Keep pictures out. Copy exactly the lines from the one containing "Reproduce this screenshot with React, TypeScript" to the one containing "const OFF = 68;", endpoints included.
* Start Input records *
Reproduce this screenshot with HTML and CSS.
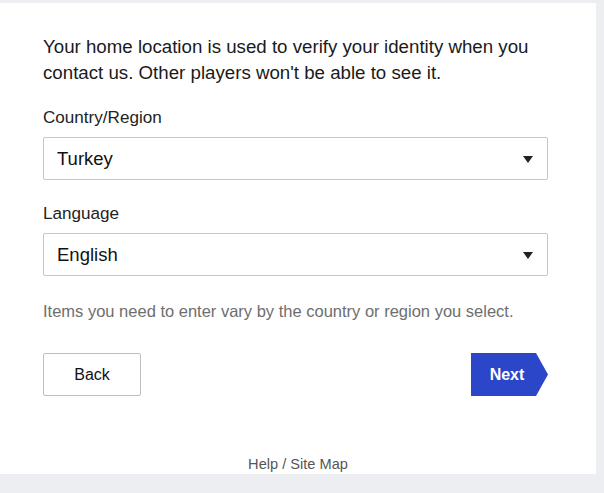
FILE: index.html
```html
<!DOCTYPE html>
<html>
<head>
<meta charset="utf-8">
<link rel="stylesheet" href="styles.css">
</head>
<body>
<div class="page">
  <main class="panel">
    <p class="intro">Your home location is used to verify your identity when you contact us. Other players won't be able to see it.</p>
    <div class="field">
      <label class="label">Country/Region</label>
      <div class="select"><span>Turkey</span><svg class="caret" width="10" height="7" viewBox="0 0 10 7"><path d="M0 0h10L5 7z" fill="#222"/></svg></div>
    </div>
    <div class="field">
      <label class="label">Language</label>
      <div class="select"><span>English</span><svg class="caret" width="10" height="7" viewBox="0 0 10 7"><path d="M0 0h10L5 7z" fill="#222"/></svg></div>
    </div>
    <p class="hint">Items you need to enter vary by the country or region you select.</p>
    <div class="actions">
      <button class="btn-back">Back</button>
      <button class="btn-next">Next</button>
    </div>
    <footer class="foot">Help / Site Map</footer>
  </main>
</div>
</body>
</html>
```

FILE: styles.css
```css
html, body { margin: 0; padding: 0; }
body {
  background: #eceef1;
  font-family: "Liberation Sans", Arial, sans-serif;
  color: #1a1a1a;
  width: 604px;
  height: 493px;
  overflow: hidden;
}
.page { padding-top: 3px; }
.panel {
  background: #fff;
  width: 596px;
  height: 471px;
  box-sizing: border-box;
  padding: 31px 0 0 43px;
  display: flex;
  flex-direction: column;
}
.intro {
  margin: 0;
  width: 510px;
  font-size: 18.7px;
  line-height: 26px;
  color: #1a1a1a;
}
.field { margin-top: 22px; display: flex; flex-direction: column; }
.field + .field { margin-top: 24px; }
.label { font-size: 17.1px; line-height: 20px; color: #222; }
.select {
  margin-top: 9px;
  width: 505px;
  height: 43px;
  box-sizing: border-box;
  border: 1px solid #c6c6c6;
  border-radius: 2px;
  display: flex;
  align-items: center;
  justify-content: space-between;
  padding: 0 14px 0 13px;
  font-size: 18.5px;
  color: #111;
}
.caret { margin-top: 1px; }
.hint {
  margin: 25px 0 0;
  font-size: 16.5px;
  line-height: 20px;
  color: #6e6e6e;
}
.actions {
  margin-top: 32px;
  width: 505px;
  display: flex;
  justify-content: space-between;
}
.btn-back {
  width: 98px;
  height: 43px;
  background: #fff;
  border: 1px solid #bdbdbd;
  border-radius: 2px;
  font-family: inherit;
  font-size: 16px;
  color: #111;
  padding: 0;
}
.btn-next {
  width: 77px;
  height: 43px;
  border: 0;
  padding: 0 5px 0 0;
  background: #2c46c9;
  color: #fff;
  font-family: inherit;
  font-size: 16px;
  font-weight: bold;
  clip-path: polygon(0 0, 65px 0, 77px 50%, 65px 100%, 0 100%);
}
.foot {
  margin-top: auto;
  margin-left: -43px;
  padding-bottom: 1px;
  text-align: center;
  font-size: 14.6px;
  line-height: 18px;
  color: #555;
}
```
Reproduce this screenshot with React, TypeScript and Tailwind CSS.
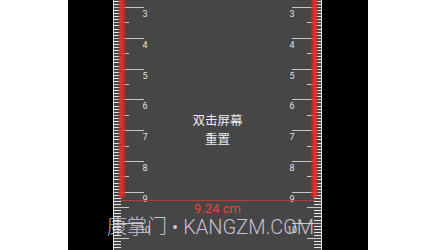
import React from "react";

const PX_CM = 30.8;
const cmY = (n: number) => 7 + (n - 3) * PX_CM;
const OFF = 68;

function Ruler() {
  const ticks: React.ReactNode[] = [];
  for (let i = 10; i <= 115; i++) {
    const y = cmY(0) + i * (PX_CM / 10);
    if (y < -2 || y > 252) continue;
    const isCm = i % 10 === 0;
    const isHalf = i % 5 === 0 && !isCm;
    const lenL = isCm ? 31 : isHalf ? 16 : 8;
    const lenR = isCm ? 30 : isHalf ? 15 : 8;
    const lx = 113 - OFF;
    const rx = 322 - OFF;
    const col = isCm || isHalf ? "#c8c8c8" : "#e6e6e6";
    const yy = Math.round(y) + 0.5;
    ticks.push(
      <line key={"l" + i} x1={lx} x2={lx + lenL} y1={yy} y2={yy} stroke={col} strokeWidth={1} />,
      <line key={"r" + i} x1={rx - lenR} x2={rx} y1={yy} y2={yy} stroke={col} strokeWidth={1} />
    );
    if (isCm) {
      const n = i / 10;
      ticks.push(
        <text key={"tl" + i} x={145 - OFF} y={yy + 9.5} fontSize={9} fill="#e0e0e0" textAnchor="middle" fontFamily="Roboto, 'Liberation Sans', sans-serif">{n}</text>,
        <text key={"tr" + i} x={292 - OFF} y={yy + 9.5} fontSize={9} fill="#e0e0e0" textAnchor="middle" fontFamily="Roboto, 'Liberation Sans', sans-serif">{n}</text>
      );
    }
  }
  return (
    <svg className="absolute inset-0 pointer-events-none" width={300} height={250} viewBox="0 0 300 250">
      <defs>
        <linearGradient id="red" x1="0" x2="1" y1="0" y2="0">
          <stop offset="0" stopColor="#c62222" stopOpacity="0.6" />
          <stop offset="0.5" stopColor="#f02c28" stopOpacity="0.95" />
          <stop offset="1" stopColor="#c62222" stopOpacity="0.6" />
        </linearGradient>
      </defs>
      {ticks}
      <rect x={118.5 - OFF} y={-10} width={7} height={208} rx={3.5} fill="url(#red)" />
      <rect x={311 - OFF} y={-10} width={7} height={208} rx={3.5} fill="url(#red)" />
      <line x1={120 - OFF} x2={316 - OFF} y1={200.5} y2={200.5} stroke="#b2403a" strokeWidth={1} />
    </svg>
  );
}

export default function App() {
  return (
    <div className="relative flex w-[427px] h-[250px] overflow-hidden bg-white font-['Roboto','Noto_Sans_CJK_SC',sans-serif]">
      <div className="w-[68px] shrink-0" />
      <div className="relative flex w-[300px] h-full shrink-0 bg-black">
        <div className="w-[45px] shrink-0" />
        <div className="flex w-[209px] h-full flex-col items-center border-x border-[#dcdcdc] bg-[#464646] pt-[110px]">
          <div className="text-[12.5px] leading-[19px] text-[#ececec] font-['Noto_Sans_CJK_SC',sans-serif]">双击屏幕</div>
          <div className="text-[12.5px] leading-[19px] text-[#ececec] font-['Noto_Sans_CJK_SC',sans-serif]">重置</div>
          <div className="mt-[53px] text-[13px] leading-[16px] text-[#de4a40] font-['Roboto',sans-serif]">9.24 cm</div>
        </div>
        <Ruler />
      </div>
      <div className="absolute left-[107px] top-[214px] whitespace-nowrap text-[20px] leading-[26px] font-light text-[rgba(226,216,236,0.85)] font-['Roboto','Noto_Sans_CJK_SC',sans-serif]">
        康掌门 • KANGZM.COM
      </div>
    </div>
  );
}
* End Input records *
■ **Final result**
Reproduce this screenshot with React, TypeScript and Tailwind CSS.
import React from "react";

const PX_CM = 30.8;
const cmY = (n: number) => 7 + (n - 3) * PX_CM;
const OFF = 68;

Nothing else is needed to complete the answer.